Enhancing The Reliability Of Measurements And Evaluations Based On Service Quality Models

Fuzzy Numbers as Intersections of Two Soft Inequalities

In our approach, the values on a Likert-scale are represented by fuzzy numbers; that is, instead of expressing an opinion by selecting a particular x crisp value on the scale, we allow the evaluator to select an “approximately x“ value that is given by a fuzzy number. We will use sigmoid functions to compose the membership functions of fuzzy numbers.

Definition 1. The sigmoid function ${\sigma }_a^{\left(\lambda \right)}\left(x\right)$ with parameter $a$ and $\lambda$ is given by

$${\sigma }_a^{\left(\lambda \right)}\left(x\right)=\frac{\mathrm{1}}{\mathrm{1}+e^{-\lambda \left(x-a\right)}},$$

where $x,a,\lambda \mathbb{}\in \mathbb{R}$ and $\lambda$ is nonzero.

The main properties of the sigmoid function ${\sigma }_a^{\left(\lambda \right)}\left(x\right)$ are as follows.

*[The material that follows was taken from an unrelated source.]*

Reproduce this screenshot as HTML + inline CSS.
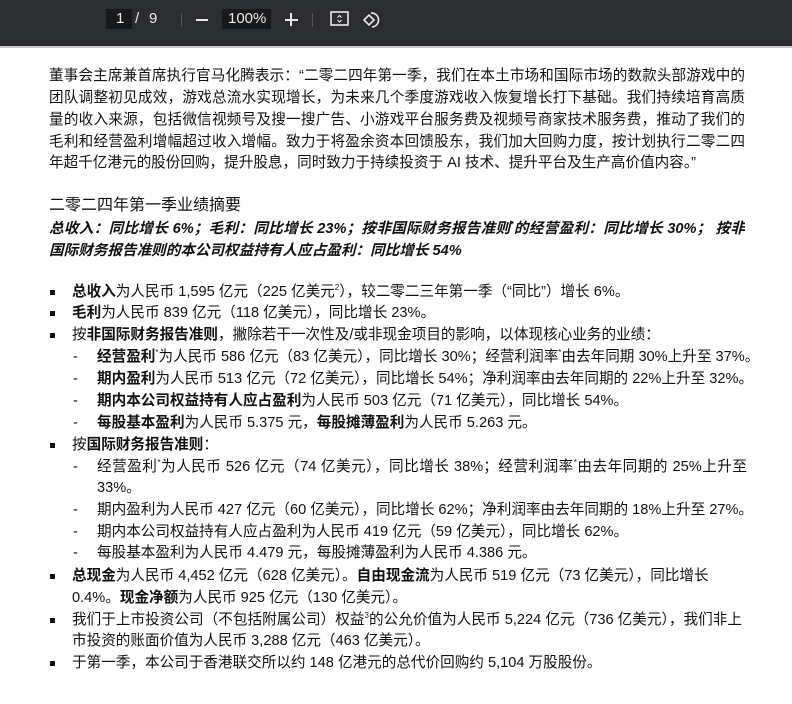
<!DOCTYPE html>
<html><head><meta charset="utf-8"><style>
body{margin:0;width:792px;height:704px;overflow:hidden;background:#fff;font-family:"Liberation Sans","Noto Sans CJK SC",sans-serif;color:#111;}
.tb{position:absolute;left:0;top:0;width:792px;height:46px;background:#2b2d31;border-bottom:2px solid #c8c8c8;color:#e8e8e8;font-size:15px}
.l{position:absolute;font-size:14.6px;line-height:20px;white-space:nowrap}
.j{text-align:justify;text-align-last:justify;white-space:normal;height:20px;overflow:hidden}
.b{font-weight:bold}
.i{font-style:italic;font-weight:bold}
.bul{position:absolute;left:50px;width:5px;height:5px;background:#111}
.d{position:absolute;left:73px;font-size:14.6px;line-height:20px}
sup{line-height:0;vertical-align:0;position:relative;top:-6px;font-size:8px}
</style></head><body>
<div class="tb">
<div style="position:absolute;left:106px;top:9px;width:26px;height:20px;background:#18191b"></div>
<div style="position:absolute;left:116px;top:10px">1</div>
<div style="position:absolute;left:135px;top:10px">/</div>
<div style="position:absolute;left:149px;top:10px">9</div>
<div style="position:absolute;left:181px;top:13px;width:1px;height:14px;background:#555"></div>
<div style="position:absolute;left:196px;top:19px;width:12px;height:2px;background:#e8e8e8"></div>
<div style="position:absolute;left:222px;top:9px;width:49px;height:20px;background:#18191b"></div>
<div style="position:absolute;left:228px;top:10px">100%</div>
<div style="position:absolute;left:285px;top:19px;width:13px;height:2px;background:#e8e8e8"></div>
<div style="position:absolute;left:290px;top:13px;width:2px;height:13px;background:#e8e8e8"></div>
<div style="position:absolute;left:312px;top:13px;width:1px;height:14px;background:#555"></div>
<svg style="position:absolute;left:330px;top:10px" width="20" height="18" viewBox="0 0 20 18"><rect x="1" y="2" width="17" height="13" fill="none" stroke="#e8e8e8" stroke-width="1.6"/><path d="M7.5 7.5l2-2 2 2M7.5 10l2 2 2-2" fill="none" stroke="#e8e8e8" stroke-width="1.2"/></svg>
<svg style="position:absolute;left:362px;top:10px" width="20" height="20" viewBox="0 0 20 20"><path d="M2 10l5-5 5 5-5 5z" fill="none" stroke="#e8e8e8" stroke-width="1.6"/><path d="M9 3a7 7 0 1 1 1 14" fill="none" stroke="#e8e8e8" stroke-width="1.6"/></svg>
</div>

<div class="l j" style="left:49px;top:66px;width:696px">董事会主席兼首席执行官马化腾表示：“二零二四年第一季，我们在本土市场和国际市场的数款头部游戏中的</div>
<div class="l j" style="left:49px;top:88px;width:696px">团队调整初见成效，游戏总流水实现增长，为未来几个季度游戏收入恢复增长打下基础。我们持续培育高质</div>
<div class="l j" style="left:49px;top:110px;width:696px">量的收入来源，包括微信视频号及搜一搜广告、小游戏平台服务费及视频号商家技术服务费，推动了我们的</div>
<div class="l j" style="left:49px;top:132px;width:696px">毛利和经营盈利增幅超过收入增幅。致力于将盈余资本回馈股东，我们加大回购力度，按计划执行二零二四</div>
<div class="l" style="left:49px;top:153px">年超千亿港元的股份回购，提升股息，同时致力于持续投资于 AI 技术、提升平台及生产高价值内容。”</div>

<div class="l" style="left:49px;top:196px;font-size:16px">二零二四年第一季业绩摘要</div>
<div class="l i j" style="left:49px;top:219px;width:696px">总收入：同比增长 6%；毛利：同比增长 23%；按非国际财务报告准则<sup>*</sup>的经营盈利：同比增长 30%； 按非</div>
<div class="l i" style="left:49px;top:241px">国际财务报告准则的本公司权益持有人应占盈利：同比增长 54%</div>

<div class="bul" style="top:290px"></div><div class="l" style="left:72px;top:282px"><b>总收入</b>为人民币 1,595 亿元（225 亿美元<sup>2</sup>），较二零二三年第一季（“同比”）增长 6%。</div>
<div class="bul" style="top:311px"></div><div class="l" style="left:72px;top:303px"><b>毛利</b>为人民币 839 亿元（118 亿美元），同比增长 23%。</div>
<div class="bul" style="top:333px"></div><div class="l" style="left:72px;top:325px">按<b>非国际财务报告准则</b>，撇除若干一次性及/或非现金项目的影响，以体现核心业务的业绩：</div>
<div class="d" style="top:347px">-</div><div class="l" style="left:97px;top:347px"><b>经营盈利</b><sup>*</sup>为人民币 586 亿元（83 亿美元），同比增长 30%；经营利润率<sup>*</sup>由去年同期 30%上升至 37%。</div>
<div class="d" style="top:369px">-</div><div class="l" style="left:97px;top:369px"><b>期内盈利</b>为人民币 513 亿元（72 亿美元），同比增长 54%；净利润率由去年同期的 22%上升至 32%。</div>
<div class="d" style="top:391px">-</div><div class="l" style="left:97px;top:391px"><b>期内本公司权益持有人应占盈利</b>为人民币 503 亿元（71 亿美元），同比增长 54%。</div>
<div class="d" style="top:413px">-</div><div class="l" style="left:97px;top:413px"><b>每股基本盈利</b>为人民币 5.375 元，<b>每股摊薄盈利</b>为人民币 5.263 元。</div>
<div class="bul" style="top:443px"></div><div class="l" style="left:72px;top:435px">按<b>国际财务报告准则</b>：</div>
<div class="d" style="top:457px">-</div><div class="l j" style="left:97px;top:457px;width:650px">经营盈利<sup>*</sup>为人民币 526 亿元（74 亿美元），同比增长 38%；经营利润率<sup>*</sup>由去年同期的 25%上升至</div>
<div class="l" style="left:97px;top:478px">33%。</div>
<div class="d" style="top:500px">-</div><div class="l" style="left:97px;top:500px">期内盈利为人民币 427 亿元（60 亿美元），同比增长 62%；净利润率由去年同期的 18%上升至 27%。</div>
<div class="d" style="top:522px">-</div><div class="l" style="left:97px;top:522px">期内本公司权益持有人应占盈利为人民币 419 亿元（59 亿美元），同比增长 62%。</div>
<div class="d" style="top:543px">-</div><div class="l" style="left:97px;top:543px">每股基本盈利为人民币 4.479 元，每股摊薄盈利为人民币 4.386 元。</div>
<div class="bul" style="top:574px"></div><div class="l" style="left:72px;top:566px"><b>总现金</b>为人民币 4,452 亿元（628 亿美元）。<b>自由现金流</b>为人民币 519 亿元（73 亿美元），同比增长</div>
<div class="l" style="left:72px;top:588px">0.4%。<b>现金净额</b>为人民币 925 亿元（130 亿美元）。</div>
<div class="bul" style="top:618px"></div><div class="l j" style="left:72px;top:610px;width:670px">我们于上市投资公司（不包括附属公司）权益<sup>3</sup>的公允价值为人民币 5,224 亿元（736 亿美元），我们非上</div>
<div class="l" style="left:72px;top:631px">市投资的账面价值为人民币 3,288 亿元（463 亿美元）。</div>
<div class="bul" style="top:661px"></div><div class="l" style="left:72px;top:653px">于第一季，本公司于香港联交所以约 148 亿港元的总代价回购约 5,104 万股股份。</div>
</body></html>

• Range. The range of ${\sigma }_a^{\left(\lambda \right)}\left(x\right)$ is the interval $\left(\mathrm{0,1}\right)$

• Continuity. ${\sigma }_a^{\left(\lambda \right)}\left(x\right)$ is continuous in $\mathbb{R}$

• Monotony.

  • If $\lambda >0$, then ${\sigma }_a^{\left(\lambda \right)}\left(x\right)$ is strictly monotonously increasing

  • If $\lambda <0$, then ${\sigma }_a^{\left(\lambda \right)}\left(x\right)$ is strictly monotonously decreasing

• Limits.

$\underset{x\to +\mathrm{\infty }}{\lim }{\sigma }_a^{\left(\lambda \right)}\left(x\right)=\left\{\begin{array}{c}\mathrm{1},\mathrm{}\text{if}\lambda >\mathrm{0}\mathrm{}\\ \mathrm{0},\text{if}\lambda <\mathrm{0}\end{array}\right.$, $\underset{x\to -\mathrm{\infty }}{\lim }{\sigma }_a^{\left(\lambda \right)}\left(x\right)=\left\{\begin{array}{c}\mathrm{1},\mathrm{}\text{if}\lambda <\mathrm{0}\mathrm{}\\ \mathrm{0},\text{if}\lambda >\mathrm{0}\end{array}\right.$

• Role of parameters.

  • Parameter $a$ is the locus at which ${\sigma }_a^{\left(\lambda \right)}\left(x\right)$ has the value 0.5

  • The slope of ${\sigma }_a^{\left(\lambda \right)}\left(x\right)$ at $a$ is $\lambda /4$; that is, the parameter $\lambda$ determines the gradient of function curve at $a$

Figure 1 shows examples of sigmoid function graphs. Let us assume, that we have two sigmoid functions, ${\sigma }_{a_l}^{\left({\lambda }_l\right)}\left(x\right)$ and ${\sigma }_{a_r}^{\left({\lambda }_r\right)}\left(x\right)$, where ${\lambda }_l>\mathrm{0}$ and ${\lambda }_r<\mathrm{0}$, that is, ${\sigma }_{a_l}^{\left({\lambda }_l\right)}\left(x\right)$ is strictly monotonously increasing, while ${\sigma }_{a_r}^{\left({\lambda }_r\right)}\left(x\right)$ $)$ is strictly monotonously decreasing. Then, we will use the Dombi conjunction operator (Dombi intersection) to implement intersection of two fuzzy sets (Dombi, 2008).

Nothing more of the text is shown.